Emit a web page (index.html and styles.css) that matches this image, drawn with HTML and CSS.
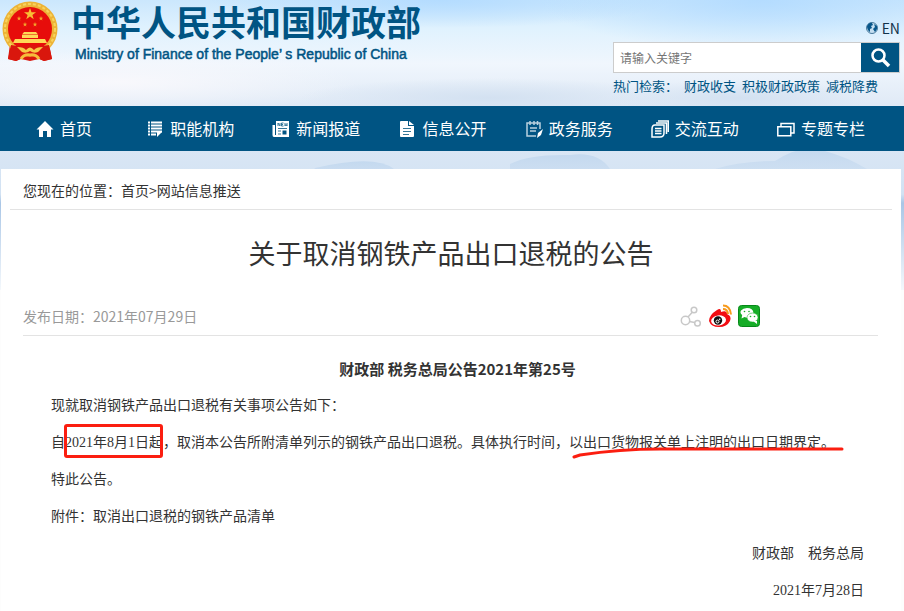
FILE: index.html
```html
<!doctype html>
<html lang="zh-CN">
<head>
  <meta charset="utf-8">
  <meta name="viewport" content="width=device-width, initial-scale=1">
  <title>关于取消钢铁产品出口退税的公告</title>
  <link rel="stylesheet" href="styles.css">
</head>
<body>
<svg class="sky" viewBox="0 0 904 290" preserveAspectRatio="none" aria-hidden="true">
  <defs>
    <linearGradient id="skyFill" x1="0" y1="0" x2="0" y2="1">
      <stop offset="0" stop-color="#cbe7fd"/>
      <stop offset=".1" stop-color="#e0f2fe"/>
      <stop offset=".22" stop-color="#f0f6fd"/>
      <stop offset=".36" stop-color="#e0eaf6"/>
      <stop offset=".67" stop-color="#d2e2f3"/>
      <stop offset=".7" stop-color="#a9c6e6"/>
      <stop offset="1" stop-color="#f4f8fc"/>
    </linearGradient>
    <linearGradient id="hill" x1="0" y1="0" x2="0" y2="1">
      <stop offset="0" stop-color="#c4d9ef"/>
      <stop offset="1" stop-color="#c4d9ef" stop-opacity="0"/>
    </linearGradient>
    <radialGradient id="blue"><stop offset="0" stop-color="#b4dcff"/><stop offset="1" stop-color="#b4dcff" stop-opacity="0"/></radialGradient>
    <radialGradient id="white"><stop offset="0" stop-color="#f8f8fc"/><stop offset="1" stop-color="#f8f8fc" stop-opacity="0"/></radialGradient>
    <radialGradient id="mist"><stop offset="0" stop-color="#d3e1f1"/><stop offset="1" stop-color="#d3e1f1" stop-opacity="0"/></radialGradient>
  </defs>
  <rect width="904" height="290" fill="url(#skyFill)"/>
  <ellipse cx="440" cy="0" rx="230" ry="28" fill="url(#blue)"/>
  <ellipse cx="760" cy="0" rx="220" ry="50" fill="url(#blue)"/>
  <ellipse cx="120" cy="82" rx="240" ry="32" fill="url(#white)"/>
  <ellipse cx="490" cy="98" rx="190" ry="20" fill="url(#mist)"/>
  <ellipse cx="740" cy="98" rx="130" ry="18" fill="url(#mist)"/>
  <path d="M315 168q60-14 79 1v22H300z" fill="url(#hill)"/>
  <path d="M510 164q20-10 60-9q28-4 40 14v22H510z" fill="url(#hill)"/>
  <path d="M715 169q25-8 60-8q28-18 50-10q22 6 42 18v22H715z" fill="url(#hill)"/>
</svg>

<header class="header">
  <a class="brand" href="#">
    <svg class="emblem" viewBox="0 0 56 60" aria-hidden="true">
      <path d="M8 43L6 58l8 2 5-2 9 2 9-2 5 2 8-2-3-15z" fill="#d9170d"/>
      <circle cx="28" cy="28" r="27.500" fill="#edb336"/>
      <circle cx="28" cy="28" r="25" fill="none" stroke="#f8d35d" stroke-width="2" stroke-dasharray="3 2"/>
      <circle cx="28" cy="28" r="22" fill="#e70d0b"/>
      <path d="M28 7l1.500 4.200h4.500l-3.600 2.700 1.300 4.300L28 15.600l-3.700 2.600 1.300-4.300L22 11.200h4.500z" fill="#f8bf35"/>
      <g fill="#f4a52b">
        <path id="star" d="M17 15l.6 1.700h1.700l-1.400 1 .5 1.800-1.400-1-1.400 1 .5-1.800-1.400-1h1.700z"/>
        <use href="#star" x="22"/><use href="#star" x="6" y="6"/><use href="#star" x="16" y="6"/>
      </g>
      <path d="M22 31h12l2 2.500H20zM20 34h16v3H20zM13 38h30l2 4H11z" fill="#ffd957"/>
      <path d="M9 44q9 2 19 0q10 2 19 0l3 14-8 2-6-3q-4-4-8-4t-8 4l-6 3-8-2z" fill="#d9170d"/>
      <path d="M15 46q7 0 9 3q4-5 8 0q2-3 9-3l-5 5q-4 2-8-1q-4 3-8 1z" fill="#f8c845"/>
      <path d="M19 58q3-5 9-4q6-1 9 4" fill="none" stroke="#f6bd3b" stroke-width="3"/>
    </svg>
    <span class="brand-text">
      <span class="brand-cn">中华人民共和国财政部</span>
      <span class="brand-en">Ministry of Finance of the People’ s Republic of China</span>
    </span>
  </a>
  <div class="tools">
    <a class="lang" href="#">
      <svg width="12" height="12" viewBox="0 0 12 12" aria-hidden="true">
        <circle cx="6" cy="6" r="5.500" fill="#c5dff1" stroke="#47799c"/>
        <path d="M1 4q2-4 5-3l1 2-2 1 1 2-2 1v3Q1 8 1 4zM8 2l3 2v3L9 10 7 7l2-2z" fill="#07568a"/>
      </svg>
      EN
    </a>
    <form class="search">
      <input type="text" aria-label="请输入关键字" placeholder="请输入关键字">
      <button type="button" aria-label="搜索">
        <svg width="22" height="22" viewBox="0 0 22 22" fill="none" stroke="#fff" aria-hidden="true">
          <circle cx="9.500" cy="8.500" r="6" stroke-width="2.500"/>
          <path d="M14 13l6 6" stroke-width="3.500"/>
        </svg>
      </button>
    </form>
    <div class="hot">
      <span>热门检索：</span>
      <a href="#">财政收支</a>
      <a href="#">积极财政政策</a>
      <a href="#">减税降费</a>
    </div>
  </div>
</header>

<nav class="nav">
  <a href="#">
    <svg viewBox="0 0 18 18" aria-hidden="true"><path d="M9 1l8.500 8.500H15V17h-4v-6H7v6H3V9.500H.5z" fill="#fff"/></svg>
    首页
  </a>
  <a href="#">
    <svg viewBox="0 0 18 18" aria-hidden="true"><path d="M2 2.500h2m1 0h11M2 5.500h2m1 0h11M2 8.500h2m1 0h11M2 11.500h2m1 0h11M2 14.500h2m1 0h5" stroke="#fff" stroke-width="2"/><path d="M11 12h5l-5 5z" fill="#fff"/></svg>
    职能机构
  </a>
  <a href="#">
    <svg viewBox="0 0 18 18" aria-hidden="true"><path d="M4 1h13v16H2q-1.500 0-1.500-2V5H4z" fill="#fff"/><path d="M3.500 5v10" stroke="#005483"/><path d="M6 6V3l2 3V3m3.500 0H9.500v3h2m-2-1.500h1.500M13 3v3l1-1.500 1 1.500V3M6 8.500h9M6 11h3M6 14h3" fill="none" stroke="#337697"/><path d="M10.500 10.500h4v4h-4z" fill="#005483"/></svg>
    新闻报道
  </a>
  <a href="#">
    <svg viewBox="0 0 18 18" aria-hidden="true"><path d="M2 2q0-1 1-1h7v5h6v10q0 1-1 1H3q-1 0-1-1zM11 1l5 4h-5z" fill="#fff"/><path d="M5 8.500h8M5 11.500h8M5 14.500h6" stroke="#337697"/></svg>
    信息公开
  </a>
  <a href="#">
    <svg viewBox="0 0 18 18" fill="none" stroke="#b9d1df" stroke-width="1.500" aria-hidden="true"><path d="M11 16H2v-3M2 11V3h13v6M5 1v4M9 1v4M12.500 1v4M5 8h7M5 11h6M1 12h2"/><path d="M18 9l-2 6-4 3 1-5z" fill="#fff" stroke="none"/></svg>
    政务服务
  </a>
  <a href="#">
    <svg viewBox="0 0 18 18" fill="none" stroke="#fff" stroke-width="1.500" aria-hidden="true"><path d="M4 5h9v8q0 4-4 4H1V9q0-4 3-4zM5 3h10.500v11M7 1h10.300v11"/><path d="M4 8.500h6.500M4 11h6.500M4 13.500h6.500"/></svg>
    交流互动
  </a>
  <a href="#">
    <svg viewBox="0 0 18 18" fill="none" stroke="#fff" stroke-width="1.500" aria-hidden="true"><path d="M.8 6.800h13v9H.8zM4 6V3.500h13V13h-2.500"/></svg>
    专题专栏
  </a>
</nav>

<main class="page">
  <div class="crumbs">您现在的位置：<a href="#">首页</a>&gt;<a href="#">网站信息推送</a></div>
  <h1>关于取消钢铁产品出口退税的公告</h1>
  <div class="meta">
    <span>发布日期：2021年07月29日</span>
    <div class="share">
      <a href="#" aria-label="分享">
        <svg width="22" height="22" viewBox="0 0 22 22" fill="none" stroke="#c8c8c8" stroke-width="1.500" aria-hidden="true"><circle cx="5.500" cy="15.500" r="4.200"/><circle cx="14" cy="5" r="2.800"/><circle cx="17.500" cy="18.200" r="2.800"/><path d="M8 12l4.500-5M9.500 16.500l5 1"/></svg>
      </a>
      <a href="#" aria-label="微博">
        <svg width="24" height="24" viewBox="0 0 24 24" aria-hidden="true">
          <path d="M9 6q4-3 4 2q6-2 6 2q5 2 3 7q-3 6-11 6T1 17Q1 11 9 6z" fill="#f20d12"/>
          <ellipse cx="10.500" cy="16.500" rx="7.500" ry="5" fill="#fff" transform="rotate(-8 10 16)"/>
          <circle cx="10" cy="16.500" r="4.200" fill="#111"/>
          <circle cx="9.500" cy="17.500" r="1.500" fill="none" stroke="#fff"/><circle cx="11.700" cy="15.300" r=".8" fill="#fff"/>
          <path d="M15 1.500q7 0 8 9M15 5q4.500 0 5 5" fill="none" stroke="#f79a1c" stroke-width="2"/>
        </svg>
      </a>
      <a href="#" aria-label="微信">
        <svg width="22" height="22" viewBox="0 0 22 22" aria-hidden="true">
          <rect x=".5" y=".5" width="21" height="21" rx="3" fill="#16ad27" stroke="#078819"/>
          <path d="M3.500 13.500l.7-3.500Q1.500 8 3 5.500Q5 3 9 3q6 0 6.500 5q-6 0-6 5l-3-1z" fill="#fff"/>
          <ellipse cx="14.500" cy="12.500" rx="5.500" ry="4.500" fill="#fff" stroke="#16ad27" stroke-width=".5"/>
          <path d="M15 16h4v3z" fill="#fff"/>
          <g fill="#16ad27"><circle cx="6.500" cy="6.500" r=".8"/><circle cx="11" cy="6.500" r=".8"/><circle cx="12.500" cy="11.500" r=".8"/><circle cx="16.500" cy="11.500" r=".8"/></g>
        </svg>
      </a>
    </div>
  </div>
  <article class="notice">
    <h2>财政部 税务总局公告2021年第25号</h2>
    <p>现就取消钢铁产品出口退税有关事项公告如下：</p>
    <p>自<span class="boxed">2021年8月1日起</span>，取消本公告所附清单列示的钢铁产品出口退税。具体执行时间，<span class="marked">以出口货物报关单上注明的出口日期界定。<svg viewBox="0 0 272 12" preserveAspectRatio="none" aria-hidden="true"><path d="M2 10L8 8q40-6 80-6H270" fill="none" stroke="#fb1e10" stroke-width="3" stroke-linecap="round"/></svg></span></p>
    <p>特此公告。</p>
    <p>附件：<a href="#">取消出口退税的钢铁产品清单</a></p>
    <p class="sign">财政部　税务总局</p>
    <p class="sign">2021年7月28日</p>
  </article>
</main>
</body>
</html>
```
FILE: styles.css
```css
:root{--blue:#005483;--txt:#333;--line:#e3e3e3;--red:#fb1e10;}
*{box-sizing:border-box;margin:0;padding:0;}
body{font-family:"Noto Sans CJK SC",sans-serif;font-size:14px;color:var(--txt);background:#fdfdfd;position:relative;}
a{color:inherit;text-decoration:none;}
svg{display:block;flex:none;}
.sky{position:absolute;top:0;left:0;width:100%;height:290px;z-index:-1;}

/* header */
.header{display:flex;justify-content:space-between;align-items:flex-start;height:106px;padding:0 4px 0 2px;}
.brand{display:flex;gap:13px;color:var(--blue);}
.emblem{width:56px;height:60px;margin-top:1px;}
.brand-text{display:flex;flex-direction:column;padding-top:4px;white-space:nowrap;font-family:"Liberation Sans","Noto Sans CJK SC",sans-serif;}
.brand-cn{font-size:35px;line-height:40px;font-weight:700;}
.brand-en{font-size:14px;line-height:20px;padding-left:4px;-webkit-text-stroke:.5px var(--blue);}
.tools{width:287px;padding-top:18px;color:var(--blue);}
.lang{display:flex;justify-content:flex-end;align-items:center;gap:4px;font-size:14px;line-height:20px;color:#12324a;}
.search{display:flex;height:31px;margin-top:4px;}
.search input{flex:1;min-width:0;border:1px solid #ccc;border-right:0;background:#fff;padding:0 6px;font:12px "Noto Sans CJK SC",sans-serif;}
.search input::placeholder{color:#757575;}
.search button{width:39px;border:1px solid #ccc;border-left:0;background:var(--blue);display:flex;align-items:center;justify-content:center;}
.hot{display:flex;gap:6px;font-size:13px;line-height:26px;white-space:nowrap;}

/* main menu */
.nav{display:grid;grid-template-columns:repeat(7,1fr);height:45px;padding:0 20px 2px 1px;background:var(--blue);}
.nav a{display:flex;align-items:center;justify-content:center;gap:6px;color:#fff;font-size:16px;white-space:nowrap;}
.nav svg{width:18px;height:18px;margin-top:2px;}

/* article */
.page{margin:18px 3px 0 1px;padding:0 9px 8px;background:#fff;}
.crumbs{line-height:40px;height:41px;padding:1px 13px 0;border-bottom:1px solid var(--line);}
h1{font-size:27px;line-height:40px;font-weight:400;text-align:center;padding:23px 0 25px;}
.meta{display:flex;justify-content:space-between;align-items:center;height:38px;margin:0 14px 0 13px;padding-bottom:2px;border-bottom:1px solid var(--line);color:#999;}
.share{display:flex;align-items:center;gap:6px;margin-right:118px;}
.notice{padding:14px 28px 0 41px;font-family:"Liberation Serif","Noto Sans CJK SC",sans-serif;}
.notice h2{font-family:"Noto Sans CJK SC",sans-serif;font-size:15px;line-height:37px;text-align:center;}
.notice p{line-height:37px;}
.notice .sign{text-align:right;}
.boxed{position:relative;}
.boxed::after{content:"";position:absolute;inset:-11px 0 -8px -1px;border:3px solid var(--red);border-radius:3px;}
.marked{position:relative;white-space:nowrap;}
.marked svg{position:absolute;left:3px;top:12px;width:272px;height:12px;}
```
----
> [Work instructions]: Copy out every line of the material above that mentions the word "styles".

> [Response]:
Emit a web page (index.html and styles.css) that matches this image, drawn with HTML and CSS.
  <link rel="stylesheet" href="styles.css">
FILE: styles.css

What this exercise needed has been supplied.